▶ _Recorded data_
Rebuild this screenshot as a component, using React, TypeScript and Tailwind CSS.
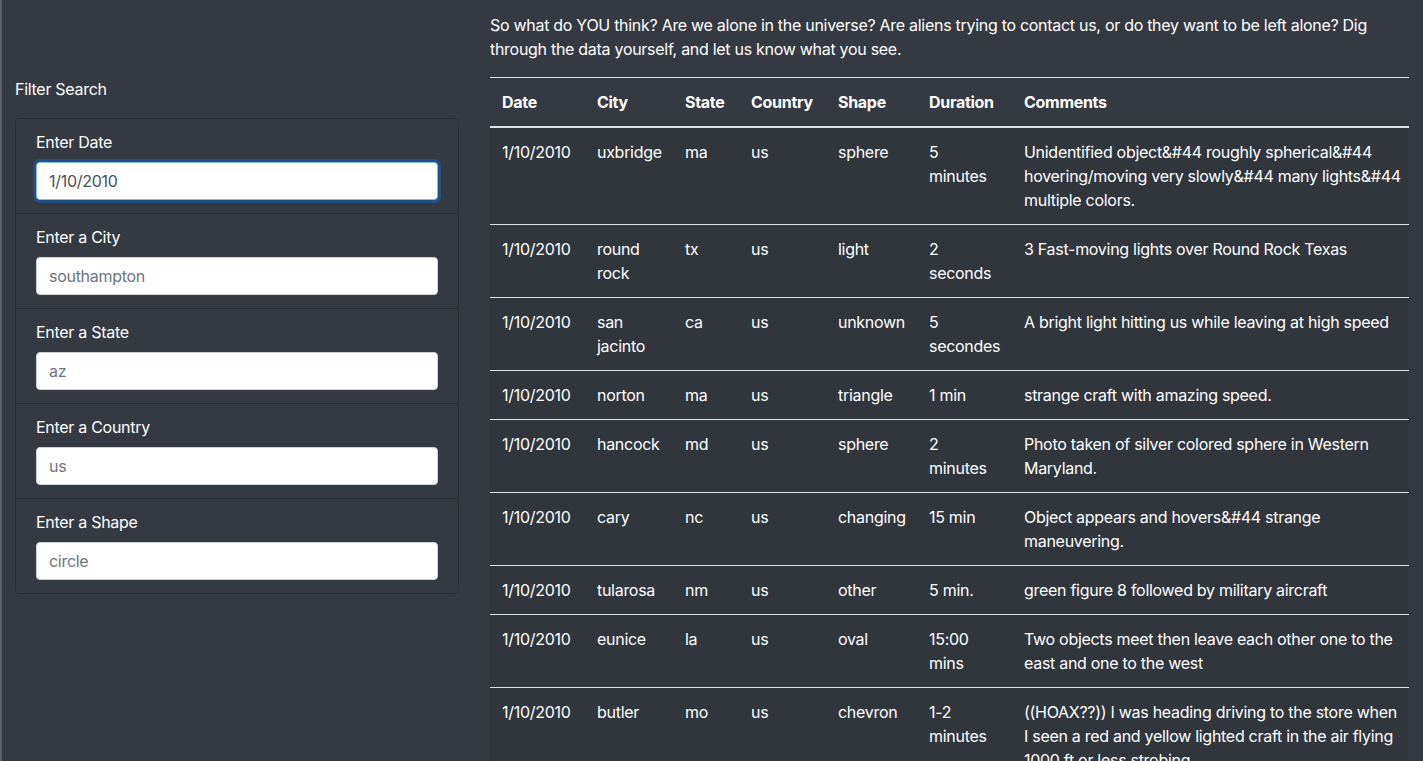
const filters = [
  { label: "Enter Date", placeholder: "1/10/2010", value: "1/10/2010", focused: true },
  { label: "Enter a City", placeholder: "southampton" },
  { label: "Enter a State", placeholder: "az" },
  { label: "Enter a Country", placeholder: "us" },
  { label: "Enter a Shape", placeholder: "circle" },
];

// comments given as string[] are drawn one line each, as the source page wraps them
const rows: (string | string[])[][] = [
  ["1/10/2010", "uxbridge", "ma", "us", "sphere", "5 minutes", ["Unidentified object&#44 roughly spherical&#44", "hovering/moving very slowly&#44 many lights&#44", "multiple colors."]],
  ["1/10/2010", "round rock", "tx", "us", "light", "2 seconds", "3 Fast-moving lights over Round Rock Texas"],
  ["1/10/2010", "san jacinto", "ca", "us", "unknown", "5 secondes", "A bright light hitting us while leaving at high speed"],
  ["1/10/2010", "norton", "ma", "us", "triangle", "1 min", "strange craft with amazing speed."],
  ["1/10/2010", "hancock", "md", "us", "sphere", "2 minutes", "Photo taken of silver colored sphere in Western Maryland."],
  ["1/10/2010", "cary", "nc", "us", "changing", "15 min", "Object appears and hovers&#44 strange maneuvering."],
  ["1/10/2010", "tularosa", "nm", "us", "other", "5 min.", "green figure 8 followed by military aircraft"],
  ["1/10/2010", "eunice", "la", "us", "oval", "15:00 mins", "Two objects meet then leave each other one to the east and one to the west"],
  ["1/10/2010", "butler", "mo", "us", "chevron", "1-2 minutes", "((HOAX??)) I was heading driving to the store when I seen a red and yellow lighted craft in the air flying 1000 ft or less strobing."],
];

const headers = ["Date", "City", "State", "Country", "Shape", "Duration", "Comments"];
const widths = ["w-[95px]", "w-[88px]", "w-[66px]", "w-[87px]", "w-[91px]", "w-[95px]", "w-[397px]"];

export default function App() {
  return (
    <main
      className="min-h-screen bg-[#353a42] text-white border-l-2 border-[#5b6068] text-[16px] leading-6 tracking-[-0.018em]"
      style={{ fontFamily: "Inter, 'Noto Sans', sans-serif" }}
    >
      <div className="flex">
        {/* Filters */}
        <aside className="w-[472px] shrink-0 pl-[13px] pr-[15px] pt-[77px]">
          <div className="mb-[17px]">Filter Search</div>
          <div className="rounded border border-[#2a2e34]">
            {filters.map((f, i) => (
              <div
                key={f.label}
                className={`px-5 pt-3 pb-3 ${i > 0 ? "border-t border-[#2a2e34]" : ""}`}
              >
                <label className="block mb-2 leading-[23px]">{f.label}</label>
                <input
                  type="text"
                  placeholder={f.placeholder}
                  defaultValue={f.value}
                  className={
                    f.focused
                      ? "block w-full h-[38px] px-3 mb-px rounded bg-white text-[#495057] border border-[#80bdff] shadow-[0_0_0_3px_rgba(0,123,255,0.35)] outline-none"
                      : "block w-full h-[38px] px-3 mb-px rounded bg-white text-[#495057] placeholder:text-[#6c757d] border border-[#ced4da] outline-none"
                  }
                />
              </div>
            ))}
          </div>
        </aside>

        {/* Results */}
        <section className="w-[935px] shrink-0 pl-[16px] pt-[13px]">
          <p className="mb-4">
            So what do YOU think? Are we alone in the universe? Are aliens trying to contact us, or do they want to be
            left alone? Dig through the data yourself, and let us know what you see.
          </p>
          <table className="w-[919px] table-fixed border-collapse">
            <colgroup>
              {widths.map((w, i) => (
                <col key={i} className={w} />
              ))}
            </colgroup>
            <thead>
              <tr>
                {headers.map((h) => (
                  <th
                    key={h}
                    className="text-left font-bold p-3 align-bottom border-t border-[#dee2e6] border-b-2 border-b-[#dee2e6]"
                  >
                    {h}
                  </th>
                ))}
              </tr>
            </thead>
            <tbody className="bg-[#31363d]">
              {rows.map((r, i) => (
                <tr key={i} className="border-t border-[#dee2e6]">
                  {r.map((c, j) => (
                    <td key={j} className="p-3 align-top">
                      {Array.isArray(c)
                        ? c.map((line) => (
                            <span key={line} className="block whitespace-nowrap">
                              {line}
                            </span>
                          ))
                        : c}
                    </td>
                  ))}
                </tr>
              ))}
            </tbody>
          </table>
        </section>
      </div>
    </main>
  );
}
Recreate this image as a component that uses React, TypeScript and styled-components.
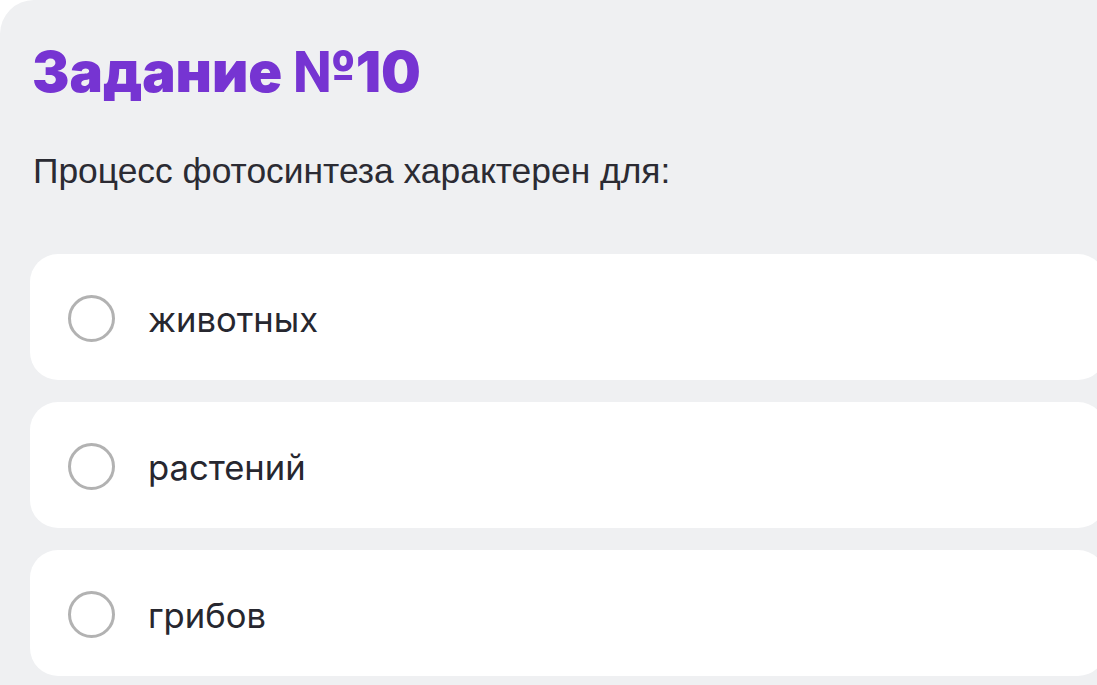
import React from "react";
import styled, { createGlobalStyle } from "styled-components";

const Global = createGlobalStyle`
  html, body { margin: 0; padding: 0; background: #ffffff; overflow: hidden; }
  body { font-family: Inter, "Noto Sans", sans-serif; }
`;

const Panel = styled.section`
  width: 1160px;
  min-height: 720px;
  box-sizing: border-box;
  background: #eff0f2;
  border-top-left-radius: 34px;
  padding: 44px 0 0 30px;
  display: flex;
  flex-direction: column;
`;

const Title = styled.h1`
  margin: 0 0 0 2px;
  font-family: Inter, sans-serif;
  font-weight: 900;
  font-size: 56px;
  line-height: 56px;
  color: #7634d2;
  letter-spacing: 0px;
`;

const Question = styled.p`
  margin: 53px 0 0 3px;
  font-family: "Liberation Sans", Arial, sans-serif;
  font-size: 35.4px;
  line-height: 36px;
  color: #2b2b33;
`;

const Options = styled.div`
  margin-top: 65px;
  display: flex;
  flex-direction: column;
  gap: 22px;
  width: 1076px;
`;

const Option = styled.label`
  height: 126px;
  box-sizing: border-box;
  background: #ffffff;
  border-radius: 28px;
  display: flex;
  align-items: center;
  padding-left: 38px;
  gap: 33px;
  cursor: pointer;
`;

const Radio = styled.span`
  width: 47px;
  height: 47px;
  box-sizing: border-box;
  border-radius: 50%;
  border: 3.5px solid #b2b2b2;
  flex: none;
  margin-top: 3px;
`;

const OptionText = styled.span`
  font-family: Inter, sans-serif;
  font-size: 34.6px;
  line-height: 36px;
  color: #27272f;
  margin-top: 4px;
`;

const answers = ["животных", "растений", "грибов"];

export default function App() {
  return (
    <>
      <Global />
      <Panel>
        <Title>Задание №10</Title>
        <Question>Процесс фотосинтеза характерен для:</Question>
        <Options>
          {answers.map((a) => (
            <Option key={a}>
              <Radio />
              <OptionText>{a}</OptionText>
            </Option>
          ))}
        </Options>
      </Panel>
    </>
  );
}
---
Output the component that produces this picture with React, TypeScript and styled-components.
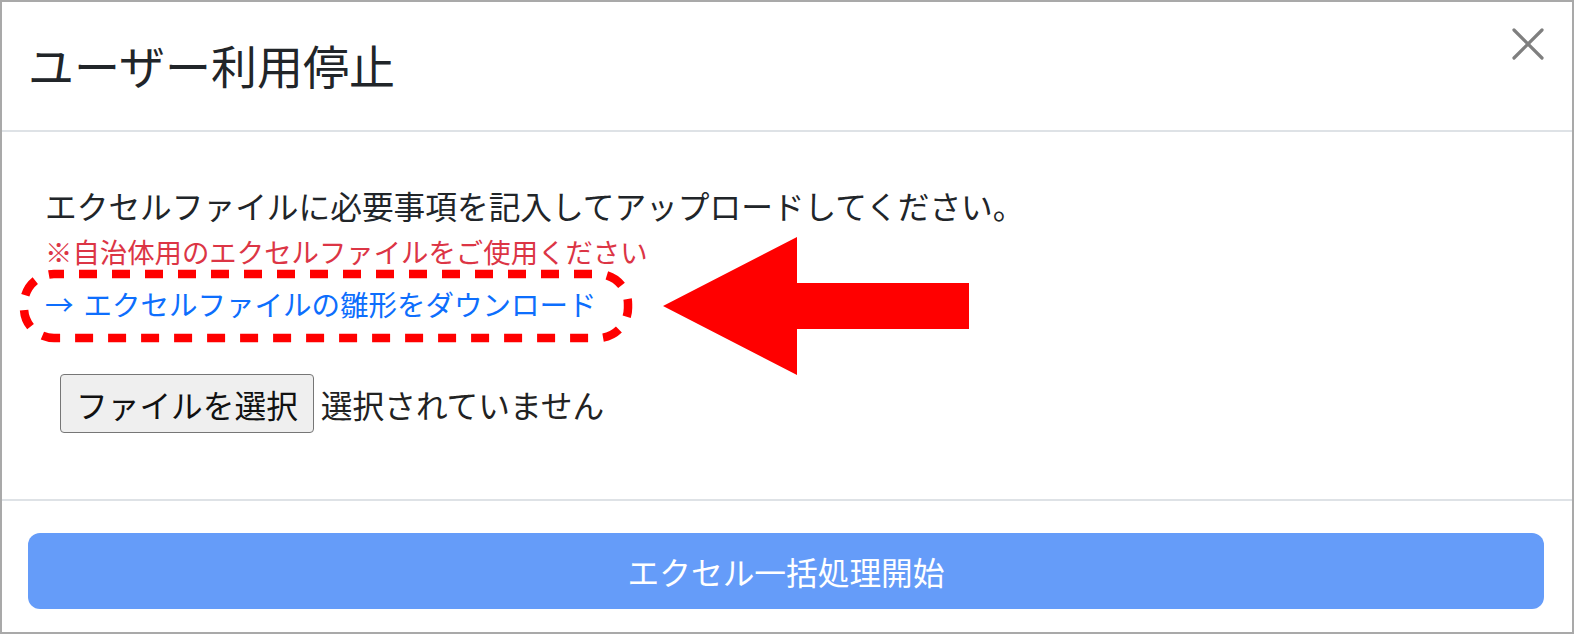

▶ _Exercise brief_
In the data above, count the lines where the word "this" appears; reply with the number only.

▶ _Complete response_
3